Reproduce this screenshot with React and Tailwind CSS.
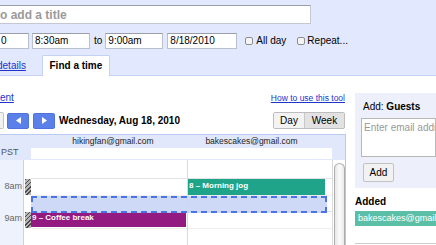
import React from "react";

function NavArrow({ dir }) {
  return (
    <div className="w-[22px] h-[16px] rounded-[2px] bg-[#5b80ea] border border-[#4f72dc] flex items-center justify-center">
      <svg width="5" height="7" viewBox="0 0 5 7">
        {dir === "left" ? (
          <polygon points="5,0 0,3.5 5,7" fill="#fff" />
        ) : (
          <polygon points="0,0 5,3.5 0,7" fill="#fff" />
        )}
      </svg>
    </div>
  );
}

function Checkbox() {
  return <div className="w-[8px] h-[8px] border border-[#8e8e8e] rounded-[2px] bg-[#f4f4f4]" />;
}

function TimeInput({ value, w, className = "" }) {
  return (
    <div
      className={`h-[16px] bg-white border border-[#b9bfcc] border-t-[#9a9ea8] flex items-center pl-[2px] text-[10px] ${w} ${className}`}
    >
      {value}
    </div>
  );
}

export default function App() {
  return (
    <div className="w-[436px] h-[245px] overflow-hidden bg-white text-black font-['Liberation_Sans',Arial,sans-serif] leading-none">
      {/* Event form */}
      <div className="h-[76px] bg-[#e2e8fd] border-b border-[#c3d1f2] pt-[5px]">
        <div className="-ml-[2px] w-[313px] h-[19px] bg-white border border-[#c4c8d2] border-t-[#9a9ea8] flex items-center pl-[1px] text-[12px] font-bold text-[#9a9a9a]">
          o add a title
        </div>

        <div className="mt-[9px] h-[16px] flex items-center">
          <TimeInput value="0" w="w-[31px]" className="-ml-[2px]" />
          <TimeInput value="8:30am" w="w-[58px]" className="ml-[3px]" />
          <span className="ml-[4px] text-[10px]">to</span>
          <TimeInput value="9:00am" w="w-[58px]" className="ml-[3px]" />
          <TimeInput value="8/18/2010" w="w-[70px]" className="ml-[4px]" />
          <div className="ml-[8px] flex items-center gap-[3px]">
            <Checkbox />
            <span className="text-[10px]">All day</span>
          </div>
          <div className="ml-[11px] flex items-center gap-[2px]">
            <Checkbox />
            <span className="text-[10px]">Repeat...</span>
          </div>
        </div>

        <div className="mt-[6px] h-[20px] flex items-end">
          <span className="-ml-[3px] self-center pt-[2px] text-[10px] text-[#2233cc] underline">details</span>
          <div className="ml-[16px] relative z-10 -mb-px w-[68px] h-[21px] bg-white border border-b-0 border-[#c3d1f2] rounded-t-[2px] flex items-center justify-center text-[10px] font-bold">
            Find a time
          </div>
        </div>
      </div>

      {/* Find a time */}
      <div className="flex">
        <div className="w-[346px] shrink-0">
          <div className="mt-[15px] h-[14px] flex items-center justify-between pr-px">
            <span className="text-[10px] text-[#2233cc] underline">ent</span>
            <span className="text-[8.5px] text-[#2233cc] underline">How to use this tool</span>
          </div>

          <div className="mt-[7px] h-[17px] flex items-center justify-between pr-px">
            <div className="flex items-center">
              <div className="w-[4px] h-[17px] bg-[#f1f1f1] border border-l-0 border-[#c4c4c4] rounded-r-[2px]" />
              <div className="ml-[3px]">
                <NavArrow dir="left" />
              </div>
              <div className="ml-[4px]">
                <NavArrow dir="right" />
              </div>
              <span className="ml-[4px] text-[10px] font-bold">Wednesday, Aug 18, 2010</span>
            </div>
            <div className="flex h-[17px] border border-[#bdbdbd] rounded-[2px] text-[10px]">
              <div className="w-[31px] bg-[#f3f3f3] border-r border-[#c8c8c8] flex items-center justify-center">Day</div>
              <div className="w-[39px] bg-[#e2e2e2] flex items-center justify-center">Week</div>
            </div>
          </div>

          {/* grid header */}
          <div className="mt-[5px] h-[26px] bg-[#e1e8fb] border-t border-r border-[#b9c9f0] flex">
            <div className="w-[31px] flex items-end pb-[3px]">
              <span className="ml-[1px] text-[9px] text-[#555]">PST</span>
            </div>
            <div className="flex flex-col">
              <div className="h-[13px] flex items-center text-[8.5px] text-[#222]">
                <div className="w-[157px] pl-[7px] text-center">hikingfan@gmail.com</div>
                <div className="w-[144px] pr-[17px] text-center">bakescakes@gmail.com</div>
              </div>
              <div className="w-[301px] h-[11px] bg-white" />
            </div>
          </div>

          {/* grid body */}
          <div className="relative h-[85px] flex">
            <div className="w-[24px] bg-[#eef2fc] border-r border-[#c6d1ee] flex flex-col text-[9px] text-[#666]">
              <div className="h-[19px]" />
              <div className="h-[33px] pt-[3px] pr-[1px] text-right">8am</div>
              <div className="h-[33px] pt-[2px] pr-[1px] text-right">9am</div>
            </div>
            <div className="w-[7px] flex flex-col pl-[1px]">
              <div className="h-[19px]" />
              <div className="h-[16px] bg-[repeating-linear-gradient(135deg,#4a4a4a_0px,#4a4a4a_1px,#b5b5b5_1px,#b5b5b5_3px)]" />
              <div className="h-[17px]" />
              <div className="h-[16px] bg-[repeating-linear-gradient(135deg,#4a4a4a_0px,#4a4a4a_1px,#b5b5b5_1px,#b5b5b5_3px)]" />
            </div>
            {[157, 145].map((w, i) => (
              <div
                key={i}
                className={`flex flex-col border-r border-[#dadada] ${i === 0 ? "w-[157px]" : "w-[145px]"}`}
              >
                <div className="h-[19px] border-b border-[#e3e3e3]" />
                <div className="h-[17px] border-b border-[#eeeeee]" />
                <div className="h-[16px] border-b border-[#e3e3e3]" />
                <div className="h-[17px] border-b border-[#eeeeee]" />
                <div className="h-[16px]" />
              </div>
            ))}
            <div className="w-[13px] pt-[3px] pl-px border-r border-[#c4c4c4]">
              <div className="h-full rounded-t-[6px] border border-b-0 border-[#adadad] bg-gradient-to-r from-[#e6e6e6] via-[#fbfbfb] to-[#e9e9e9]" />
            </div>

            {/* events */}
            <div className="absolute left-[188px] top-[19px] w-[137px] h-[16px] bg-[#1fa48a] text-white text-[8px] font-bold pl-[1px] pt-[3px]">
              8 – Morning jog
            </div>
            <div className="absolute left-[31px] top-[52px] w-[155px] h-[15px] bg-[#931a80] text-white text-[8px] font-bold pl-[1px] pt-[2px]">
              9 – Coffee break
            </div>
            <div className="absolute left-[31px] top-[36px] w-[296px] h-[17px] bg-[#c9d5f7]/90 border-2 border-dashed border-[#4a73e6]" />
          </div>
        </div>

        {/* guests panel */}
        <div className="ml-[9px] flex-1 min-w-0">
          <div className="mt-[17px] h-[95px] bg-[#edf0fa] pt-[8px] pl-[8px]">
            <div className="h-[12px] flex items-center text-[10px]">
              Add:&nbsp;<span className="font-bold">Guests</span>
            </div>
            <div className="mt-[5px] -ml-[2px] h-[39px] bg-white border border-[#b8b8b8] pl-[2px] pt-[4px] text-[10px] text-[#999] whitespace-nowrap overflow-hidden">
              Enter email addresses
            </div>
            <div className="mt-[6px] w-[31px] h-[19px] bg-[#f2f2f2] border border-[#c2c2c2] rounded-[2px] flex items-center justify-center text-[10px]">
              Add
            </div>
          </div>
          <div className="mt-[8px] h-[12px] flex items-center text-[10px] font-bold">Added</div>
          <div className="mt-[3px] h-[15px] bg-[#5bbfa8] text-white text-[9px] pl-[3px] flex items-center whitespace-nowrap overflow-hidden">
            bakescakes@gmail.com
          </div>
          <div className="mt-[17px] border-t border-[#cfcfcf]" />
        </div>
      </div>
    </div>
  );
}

******************************

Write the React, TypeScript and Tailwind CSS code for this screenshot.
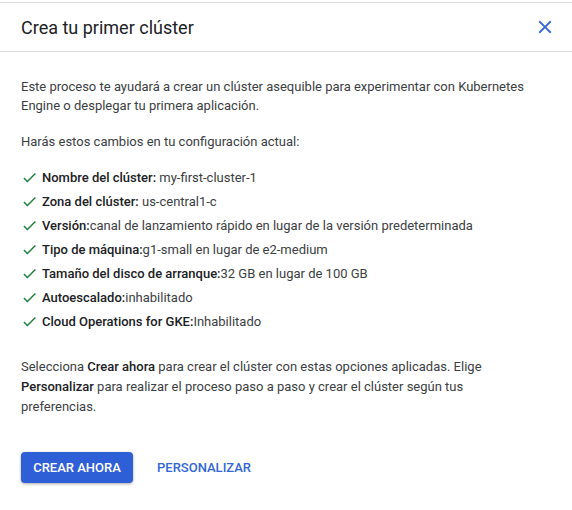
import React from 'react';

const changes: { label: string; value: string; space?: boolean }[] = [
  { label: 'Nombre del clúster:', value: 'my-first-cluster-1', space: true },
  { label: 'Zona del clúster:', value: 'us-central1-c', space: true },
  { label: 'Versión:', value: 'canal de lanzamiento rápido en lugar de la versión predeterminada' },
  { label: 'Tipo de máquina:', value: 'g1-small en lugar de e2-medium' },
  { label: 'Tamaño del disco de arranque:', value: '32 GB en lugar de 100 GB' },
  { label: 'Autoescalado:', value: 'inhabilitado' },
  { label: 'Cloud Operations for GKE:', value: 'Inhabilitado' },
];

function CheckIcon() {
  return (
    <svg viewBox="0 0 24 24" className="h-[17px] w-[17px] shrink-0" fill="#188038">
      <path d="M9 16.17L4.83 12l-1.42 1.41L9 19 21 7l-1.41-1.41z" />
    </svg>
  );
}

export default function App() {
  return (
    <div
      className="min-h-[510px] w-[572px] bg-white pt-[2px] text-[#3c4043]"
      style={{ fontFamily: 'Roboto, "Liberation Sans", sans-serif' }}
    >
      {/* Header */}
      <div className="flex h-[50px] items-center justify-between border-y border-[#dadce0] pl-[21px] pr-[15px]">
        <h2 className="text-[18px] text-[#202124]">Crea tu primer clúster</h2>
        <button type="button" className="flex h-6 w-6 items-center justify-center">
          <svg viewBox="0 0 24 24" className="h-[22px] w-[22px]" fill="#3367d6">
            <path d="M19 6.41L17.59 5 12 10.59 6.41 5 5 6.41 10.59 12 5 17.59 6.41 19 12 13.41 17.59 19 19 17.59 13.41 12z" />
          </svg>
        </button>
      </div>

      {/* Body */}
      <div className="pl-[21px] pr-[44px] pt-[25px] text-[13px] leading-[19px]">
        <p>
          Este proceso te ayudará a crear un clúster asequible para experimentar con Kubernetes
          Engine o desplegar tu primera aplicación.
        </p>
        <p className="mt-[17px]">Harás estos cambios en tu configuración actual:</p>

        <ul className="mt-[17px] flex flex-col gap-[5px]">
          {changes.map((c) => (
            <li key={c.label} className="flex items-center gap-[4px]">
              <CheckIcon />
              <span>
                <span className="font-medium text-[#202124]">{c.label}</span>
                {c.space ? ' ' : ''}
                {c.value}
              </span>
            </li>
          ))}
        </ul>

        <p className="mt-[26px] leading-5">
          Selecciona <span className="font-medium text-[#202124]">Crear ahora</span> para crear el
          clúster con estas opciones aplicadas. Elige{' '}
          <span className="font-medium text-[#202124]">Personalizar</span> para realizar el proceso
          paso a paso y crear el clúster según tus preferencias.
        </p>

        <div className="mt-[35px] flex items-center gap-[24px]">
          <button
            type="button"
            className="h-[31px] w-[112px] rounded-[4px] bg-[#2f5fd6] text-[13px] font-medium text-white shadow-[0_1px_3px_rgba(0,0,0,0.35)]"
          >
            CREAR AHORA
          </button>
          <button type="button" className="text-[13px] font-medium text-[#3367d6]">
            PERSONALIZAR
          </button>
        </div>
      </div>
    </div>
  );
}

******************************

- Written task
Copy the listing above exactly, but only from the line with "Write the React, TypeScript" through the line with "import React from 'react';", including those two lines and excluding any picture.

- Reply
Write the React, TypeScript and Tailwind CSS code for this screenshot.
import React from 'react';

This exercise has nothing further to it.